Image: https://aws.amazon.com/compare/the-difference-between-monolithic-and-microservices-architecture/


Microservices Architecture

Microservices is one of the software architectural patterns that involves breaking down a single application into multiple services or smaller applications. Each of these services can then be developed in any programming language, which gives the software engineering teams flexibility to develop independently using their preferred programming language. Moreover, each of these services can be deployed independently, offering flexibility to the teams to scale up and scale down as needed.
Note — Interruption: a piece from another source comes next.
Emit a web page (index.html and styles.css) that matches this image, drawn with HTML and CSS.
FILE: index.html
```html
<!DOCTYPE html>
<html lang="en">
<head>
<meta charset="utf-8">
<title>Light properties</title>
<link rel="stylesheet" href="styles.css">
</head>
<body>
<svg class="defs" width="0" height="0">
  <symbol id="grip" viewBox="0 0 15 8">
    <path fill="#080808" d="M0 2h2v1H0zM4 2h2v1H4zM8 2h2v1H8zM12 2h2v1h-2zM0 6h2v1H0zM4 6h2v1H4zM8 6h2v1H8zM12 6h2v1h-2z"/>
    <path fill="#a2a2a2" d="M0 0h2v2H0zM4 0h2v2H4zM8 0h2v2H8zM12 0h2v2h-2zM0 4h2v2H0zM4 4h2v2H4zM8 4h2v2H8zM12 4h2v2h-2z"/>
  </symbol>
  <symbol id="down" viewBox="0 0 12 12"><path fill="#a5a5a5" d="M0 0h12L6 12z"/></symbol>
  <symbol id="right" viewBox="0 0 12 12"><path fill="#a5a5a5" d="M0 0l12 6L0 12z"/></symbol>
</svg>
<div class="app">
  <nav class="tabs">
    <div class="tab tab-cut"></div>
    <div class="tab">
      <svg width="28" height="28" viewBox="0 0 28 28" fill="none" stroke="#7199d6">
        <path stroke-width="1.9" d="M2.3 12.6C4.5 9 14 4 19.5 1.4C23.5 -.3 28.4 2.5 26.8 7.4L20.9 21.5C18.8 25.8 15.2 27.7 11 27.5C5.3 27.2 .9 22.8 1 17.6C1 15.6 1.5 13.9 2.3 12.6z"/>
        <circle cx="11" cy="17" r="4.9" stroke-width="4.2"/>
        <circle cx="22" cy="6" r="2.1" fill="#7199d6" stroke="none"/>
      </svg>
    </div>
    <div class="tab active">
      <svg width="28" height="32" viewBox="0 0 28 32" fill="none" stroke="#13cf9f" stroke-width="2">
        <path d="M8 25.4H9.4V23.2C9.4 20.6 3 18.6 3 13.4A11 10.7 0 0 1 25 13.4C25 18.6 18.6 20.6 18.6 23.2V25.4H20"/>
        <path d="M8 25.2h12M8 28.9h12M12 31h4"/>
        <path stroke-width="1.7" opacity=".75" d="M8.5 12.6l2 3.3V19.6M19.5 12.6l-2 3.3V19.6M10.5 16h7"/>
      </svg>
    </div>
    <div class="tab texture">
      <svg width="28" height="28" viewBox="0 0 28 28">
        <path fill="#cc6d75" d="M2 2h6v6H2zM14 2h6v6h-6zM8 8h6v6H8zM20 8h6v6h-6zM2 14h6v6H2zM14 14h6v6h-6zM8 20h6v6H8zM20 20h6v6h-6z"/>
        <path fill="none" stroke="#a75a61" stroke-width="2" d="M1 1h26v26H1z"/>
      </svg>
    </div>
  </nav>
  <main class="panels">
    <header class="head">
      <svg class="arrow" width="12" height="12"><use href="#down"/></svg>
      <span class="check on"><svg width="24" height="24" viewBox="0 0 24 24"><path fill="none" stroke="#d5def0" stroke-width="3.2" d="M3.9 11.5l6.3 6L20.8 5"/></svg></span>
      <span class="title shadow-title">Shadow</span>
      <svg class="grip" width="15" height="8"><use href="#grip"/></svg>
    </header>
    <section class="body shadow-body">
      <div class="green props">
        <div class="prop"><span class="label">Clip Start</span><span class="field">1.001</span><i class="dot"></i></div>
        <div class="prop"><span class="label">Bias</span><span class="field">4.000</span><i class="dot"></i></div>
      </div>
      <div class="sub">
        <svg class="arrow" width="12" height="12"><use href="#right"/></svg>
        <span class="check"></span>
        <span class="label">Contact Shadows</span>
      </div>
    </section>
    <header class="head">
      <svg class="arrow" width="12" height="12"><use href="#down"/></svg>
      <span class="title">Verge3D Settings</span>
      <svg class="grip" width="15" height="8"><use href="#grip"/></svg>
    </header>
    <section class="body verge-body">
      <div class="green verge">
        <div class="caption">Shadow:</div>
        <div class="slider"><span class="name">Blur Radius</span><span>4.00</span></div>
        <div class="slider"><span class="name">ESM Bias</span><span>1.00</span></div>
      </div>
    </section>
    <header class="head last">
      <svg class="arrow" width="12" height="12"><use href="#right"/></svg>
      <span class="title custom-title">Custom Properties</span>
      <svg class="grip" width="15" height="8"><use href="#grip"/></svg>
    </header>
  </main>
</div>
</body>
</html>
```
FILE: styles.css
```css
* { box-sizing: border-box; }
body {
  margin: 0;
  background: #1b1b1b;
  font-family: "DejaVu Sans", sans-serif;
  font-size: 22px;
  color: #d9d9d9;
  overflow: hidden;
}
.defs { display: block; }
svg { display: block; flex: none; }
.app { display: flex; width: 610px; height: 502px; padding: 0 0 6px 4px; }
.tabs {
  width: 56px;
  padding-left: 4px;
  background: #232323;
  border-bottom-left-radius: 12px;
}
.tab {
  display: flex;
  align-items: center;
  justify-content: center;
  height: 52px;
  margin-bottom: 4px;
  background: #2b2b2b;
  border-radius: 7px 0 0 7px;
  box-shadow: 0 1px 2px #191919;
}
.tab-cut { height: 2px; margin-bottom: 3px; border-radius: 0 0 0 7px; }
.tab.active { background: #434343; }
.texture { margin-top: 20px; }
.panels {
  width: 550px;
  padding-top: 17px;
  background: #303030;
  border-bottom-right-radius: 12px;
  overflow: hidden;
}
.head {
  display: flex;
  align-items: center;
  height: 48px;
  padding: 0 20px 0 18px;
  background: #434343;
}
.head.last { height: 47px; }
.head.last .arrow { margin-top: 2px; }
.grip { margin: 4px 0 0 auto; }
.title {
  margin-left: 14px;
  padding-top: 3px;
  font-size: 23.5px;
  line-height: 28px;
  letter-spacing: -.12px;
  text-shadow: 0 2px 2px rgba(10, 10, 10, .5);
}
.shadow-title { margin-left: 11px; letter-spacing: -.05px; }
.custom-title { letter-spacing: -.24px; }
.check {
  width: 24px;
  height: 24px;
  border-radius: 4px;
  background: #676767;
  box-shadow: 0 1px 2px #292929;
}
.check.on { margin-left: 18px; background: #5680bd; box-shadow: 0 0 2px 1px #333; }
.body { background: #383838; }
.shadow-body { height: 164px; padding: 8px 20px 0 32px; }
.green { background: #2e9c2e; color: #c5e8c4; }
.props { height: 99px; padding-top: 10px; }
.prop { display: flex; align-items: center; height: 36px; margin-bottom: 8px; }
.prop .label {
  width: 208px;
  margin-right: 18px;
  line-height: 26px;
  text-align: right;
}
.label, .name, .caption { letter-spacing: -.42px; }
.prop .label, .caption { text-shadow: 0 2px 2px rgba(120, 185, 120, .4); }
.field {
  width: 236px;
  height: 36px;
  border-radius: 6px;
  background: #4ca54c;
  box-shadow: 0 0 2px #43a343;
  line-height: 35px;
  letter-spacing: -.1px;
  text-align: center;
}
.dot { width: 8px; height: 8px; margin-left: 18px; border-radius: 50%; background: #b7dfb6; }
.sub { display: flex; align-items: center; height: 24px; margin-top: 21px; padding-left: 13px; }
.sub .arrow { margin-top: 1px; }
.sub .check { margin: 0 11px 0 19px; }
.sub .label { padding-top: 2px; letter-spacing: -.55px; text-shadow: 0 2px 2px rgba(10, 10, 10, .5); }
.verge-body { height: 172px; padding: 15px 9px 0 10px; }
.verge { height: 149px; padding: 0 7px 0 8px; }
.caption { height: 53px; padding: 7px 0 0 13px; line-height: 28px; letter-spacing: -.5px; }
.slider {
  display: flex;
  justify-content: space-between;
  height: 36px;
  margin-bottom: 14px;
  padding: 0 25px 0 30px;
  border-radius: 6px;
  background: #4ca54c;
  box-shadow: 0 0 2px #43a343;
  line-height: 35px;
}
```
Despite this independence, all these services communicate harmoniously to attain the application’s purpose using well-defined API contracts.


Pros:

  • Scalability: Individual services can be scaled independently to handle increased loads.
  • Flexibility: Allows for the use of different technologies and languages for different services, facilitating innovation and adoption of new tools.
  • Resilience: Enhances fault isolation; if one service fails, it doesn't affect the entire system's performance.


Cons:

  • Complexity: Introduces complexities in managing inter-service communication and maintaining data consistency.
  • Security: Expands the attack surface due to multiple services communicating over a network.
  • Performance: Potential performance issues due to network latency and overhead from inter-service calls.
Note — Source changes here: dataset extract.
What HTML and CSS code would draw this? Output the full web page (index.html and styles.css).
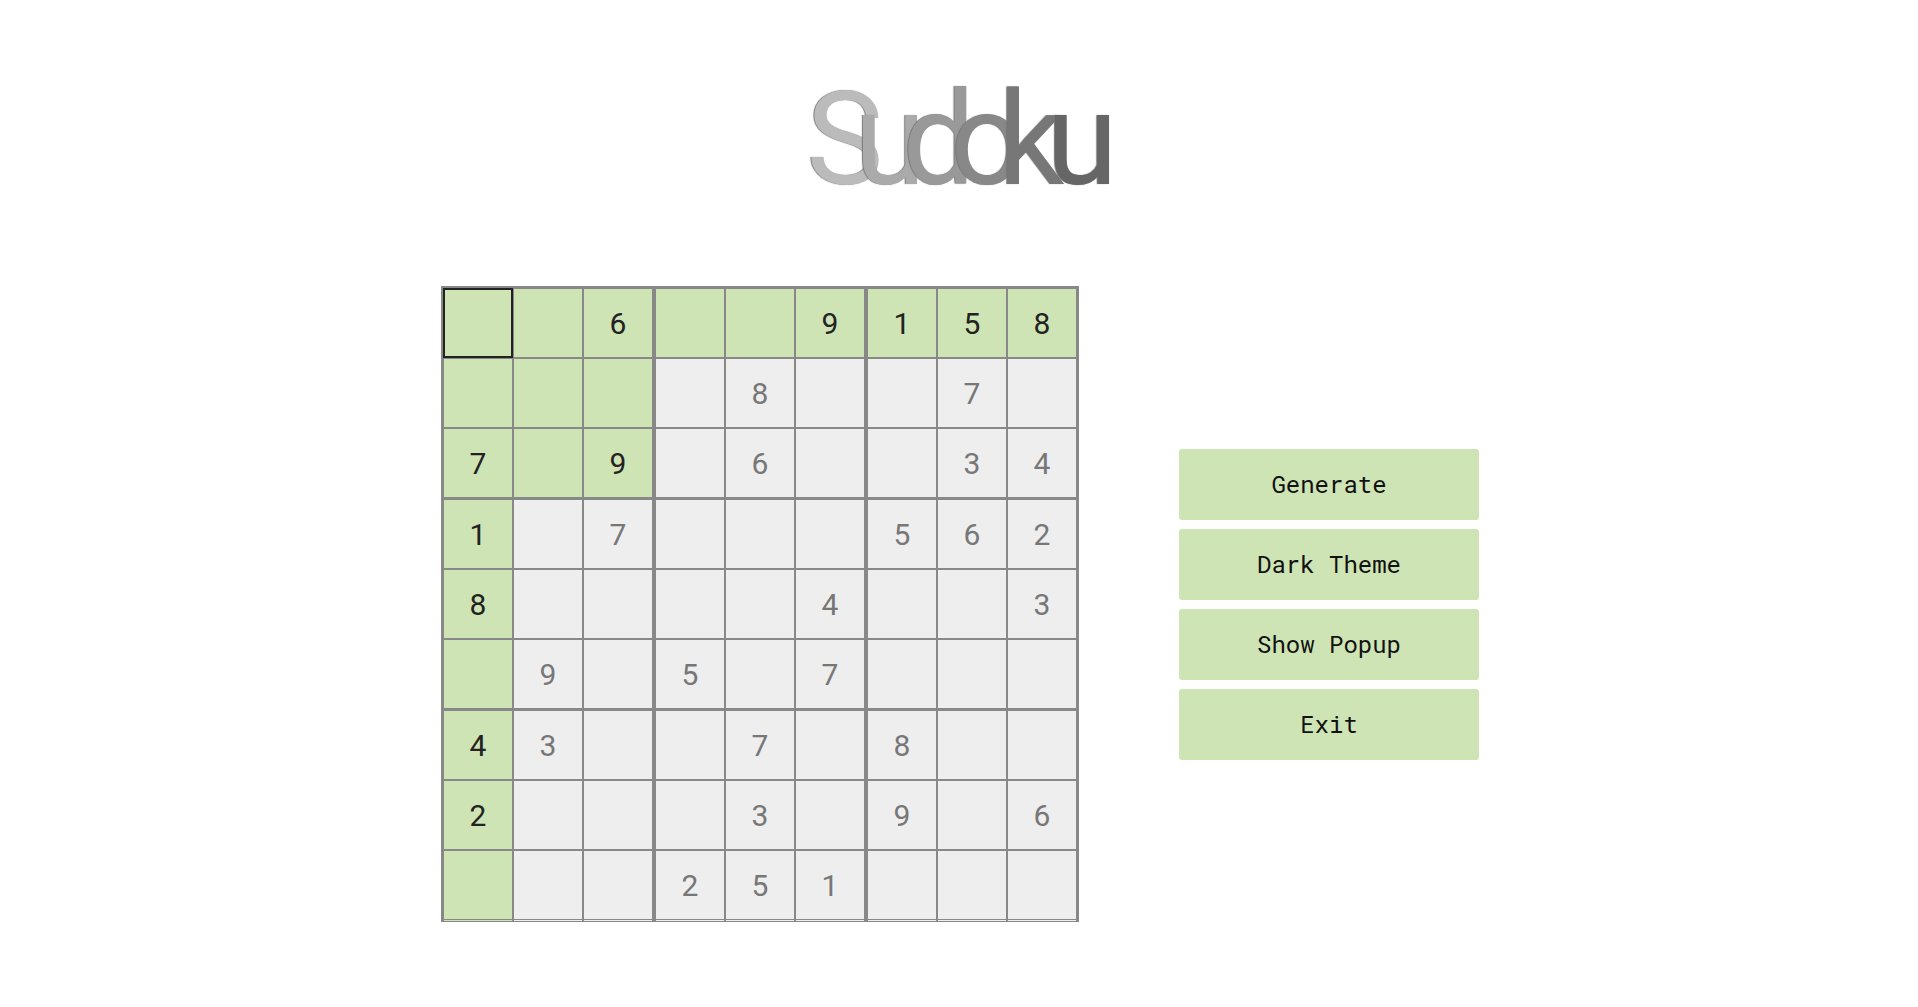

Modular Monolith Architecture

A modular monolith combines the best of both worlds by dividing the application into modules within a single codebase. This approach allows for quicker debugging of issues while minimizing the complexities that often arise from using a microservices architecture. The functionality is broken down into multiple modules, making it easier to manage each module individually while maintaining the benefits of a unified application. This architecture also establishes clear rules for accessing each module through strict interfaces, helping to resolve many of the complexities in software development.


Pros:

  • Modularity: Enhances code organization and modularity within a single codebase, simplifying maintenance and development by breaking down functionality into manageable modules.
  • Performance: Maintains the performance advantages of a monolithic architecture while incorporating some modularity aspects of microservices, leading to efficient system operation.
  • Simplicity: Simplifies debugging and testing compared to microservices architecture due to its unified codebase, making it easier to manage and resolve issues.


Cons:

  • Scalability: While more scalable than a monolith, it doesn’t offer the same level of horizontal scalability as microservices.
  • Migration: The migration effort and performance challenges associated with transitioning to a modular monolith are quite significant.
  • Performance Trade-offs: While modular monolith architecture offers improved modularity and maintainability, it can introduce performance trade-offs due to the overhead associated with separating business logic into distinct modules and managing inter-service communication​.


Image: https://www.thoughtworks.com/en-us/insights/blog/microservices/modular-monolith-better-way-build-software


Case Studies

  • Shopify: Initially built on a monolithic architecture, Shopify transitioned to a modular monolith to overcome the drawbacks of monolithic designs, such as increased DevOps time and decreased resiliency. Shopify's approach involved dividing the codebase to improve organization and development speed while ensuring each component adhered to clear boundaries. This transition, known as "Componentization," was driven by extensive stakeholder research and was implemented through a single comprehensive pull request.


  • Root: As a rapidly expanding startup, Root initially adopted a monolithic approach but transitioned to a modular monolith to handle the increasing complexity of team and technology expansion. By organizing their Rails project into distinct modules, Root improved code clarity and manageability. The paper states, "Root’s expedition in handling the obstacles of a swiftly expanding startup... initially, they confronted the intricacies of team and technology expansion by adopting a MonolithFirst approach... However, anticipating future growth, they transitioned into a Modular Monolith methodology... This technique entailed organizing their Rails project without a central directory, effectively compartmentalizing their code through the utilization of gems and engines... This Modular Monolith approach enabled them to efficiently manage modifications and improve code clarity by structuring it around domain concepts.


  • Google's Service Weaver: Google’s Service Weaver framework allows writing applications as a modular monolith and deploying them as a set of microservices. The binary in Service Weaver is organized as a set of modules or components, with all code residing within a singular binary. Service Weaver splits up the application by components, enabling it to run independently and on distinct machines.


Conclusion

The choice of software architecture is pivotal in developing efficient payment systems within the fintech domain. Monolithic architecture offers performance benefits but lacks scalability and flexibility. Microservices architecture provides scalability and independence but introduces communication and security complexities. Modular monolith architecture stands out as a balanced approach, combining the benefits of modularization and a unified codebase. Organizations should carefully assess their specific requirements, scalability needs, and long-term goals when selecting the most suitable architecture. In conclusion, while Modular Monolithic architecture presents a promising option, there is no one-size-fits-all solution. The choice should be based on the specific requirements, scalability needs, and complexities of the payment system in question. It is crucial for organizations to carefully evaluate these factors and consider their long-term goals when selecting the most suitable software architecture. Furthermore, ongoing research and industry best practices will continue to shape the landscape of software architecture, making it imperative for fintech companies to stay informed and adaptable in their approach to payment system development.